We took it in turns telling each other about our projects and getting to know each other. The process of exploring my story with Geoff was enlightening. In the verbal explanation, my story became a dual story of the hero and The Integration Project. He was excited by the very idea that the hero becomes valuable to The Integration Project and that they don’t want her to get away. Therefore, in explaining the story, I went with the flow and explored some of this stuff, which I hadn’t even put onto The Board in the past couple of weeks.

Talking about the plot line with someone else in great detail enabled me to see how essential The Integration Project is, as a separate story line. I was clearly able to see its political relevance to the character.

The thing that bothered Geoff is the same thing that has been bothering me. It’s that moment of discovery; the time in Act III where the protagonist “happens upon” an insight that switches her knowledge from do this with technology integration to do this as a non-integrated human. It’s such a gigantic leap of the imagination that I have it written on The Board as a question mark, thus:

This is an index card that says: Resolve this! Magical Insight - ? - Training others.

Or, rather, I do now. Geoff said he’s going to cogitate on the issue and send me via email a bunch of ideas and possibilities, and I am super grateful for it. It means I don’t need to spend loads of time in research. Also, getting information from someone who already has a wealth of knowledge means that it comes to me pre-digested, with the potential for greater insights.

When I got home around lunchtime, I fiddled around with some things, but I was restless. The restlessness is because I needed to go back to The Board. I had to add the storyline of The Integration Project to The Board.

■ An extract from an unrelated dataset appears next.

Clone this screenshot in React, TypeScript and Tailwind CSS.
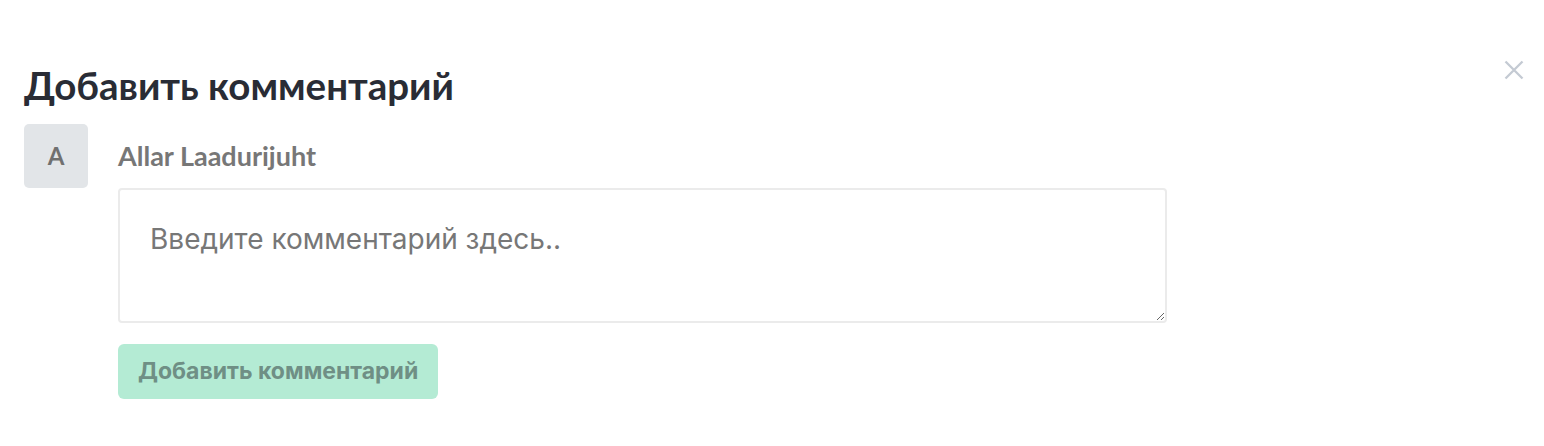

As I stood and wrote cards, replaced cards, removed cards, I also included the story line for our hero’s Long Lost Friend, who emerged during scene 1 from the wings, and just sat down and began a conversation. I needed to give him his place. Because I hadn’t done that with enough clarity, writing him into the story was nice, but thin. By the time I left my characters in the last session, I had started feeling like I was pulling threads out of the fabric; that I’d stopped making something pretty and was kind of doing things at random. Pulled thread lacework is lovely, but do it too much and you end up just with holes.

So, anyway, I added him to the board. Here is The Board v2.0:

Photograph of The Board for The Integration Project, much more fleshed out.

Something about Geoff’s discussion about plot twists saw the Long Lost Friend become a plot twist himself. He begins in the same company as our hero, but he’s vague about why he’s there and our hero is just excited that he’s around again, after having been overseas for so long. They were really good mates back at uni, and after he went travelling, they became the kinds of friends who stay in touch on an ad-hoc basis, but not tight like they were. So, while our hero has a good understanding of his life, he only reaches out to her when he’s in between women and wants someone to talk to – which he hadn’t done for a while.

Hence our hero’s confusion when he arrived and didn’t want to discuss the nature of his breakup, and wondered why she hadn’t heard from him.

Nevertheless, the Long Lost Friend is a critical element of The Integration Project. In our story, he becomes the one who talks through the pros and cons of being Integrated with our hero. His opinion really counts to her, so she agrees that it might be amazing, and goes along with it. What she doesn’t realise is that he is working on her because he knows her so well. In his mind, she will be the star of the project, the one who is going to demonstrate the technology. That right: He’s using her.

But she has no idea.

As the story continues on its merry way, this relationship between the Long Lost Friend and our hero becomes distant. It happens because our hero has closer friends now, and there’s something about her old buddy that doesn’t feel quite right to her. This is good, because it turns out that our Long Lost Friend believes he knows her better than anyone else, so as he – as an arm of The Integration Project – begins to play games by seeing what he can push to her, get her to do, she is almost convinced that she’s doing it herself.

Except, there’s something about it. It’s enough to doubt whether she’s her, or machine.

This relationship in the story also gives me a good antagonist. Towards the end of the story, he sets the Integrated the task of locating her; but he’s the one who goes with the Integrated to convince her to come back. She’s such a valuable tool for them, and he’s the one closest to her, that she would be less likely to resist him. The trouble is, she works out that he’s not really on her side any more – that maybe he never was – and that’s what sparks off the conflict right at the conclusion of the story.

The entire narrative is much richer, now. It’s not surprising – the plot has actual storyline. The Board v2.0 actually has a story I can follow now. I know that last week when I was writing about this, I talked a lot about not wanting to over-scope the story on The Board. But it was foolishness, really: Without doing it properly, I’m going to end up with a glaze, instead of a whole donut.

It’s been a productive morning, overall.

I’ve decided, despite not needing to go and do some research, to, er, go do some research.

One of the first resource I have found is called, simply, Telepathy. It was written in 1910. Right in the introduction, the author talks of the etymology of the word telepathy. It is a combination of two terms: Tele meaning, ‘from afar’; and pathos, meaning ‘feeling’. Therefore, telepathy isn’t thought-transference at all. It is feeling transference. I went down a rabbit-hole of reading for a while.

It strikes me immediately that this is a safer bet than telepathy and thought transference, because this is a space that I work in a lot myself, personally. Intuition can be trained, but real intuition is a feeling, not a thought. It’s simply knowing what the feeling feels like, knowing how to identify it, knowing that it’s there before it disappears on you.

If telepathy is feeling, and not images or reading, then I am already halfway to the magic solution – not least because on one of the story cards I have notes about feelings rather than thoughts.

In any case, there’s a lot to chew on – and I have a bunch of new things to read. Which I’m going off to do right now.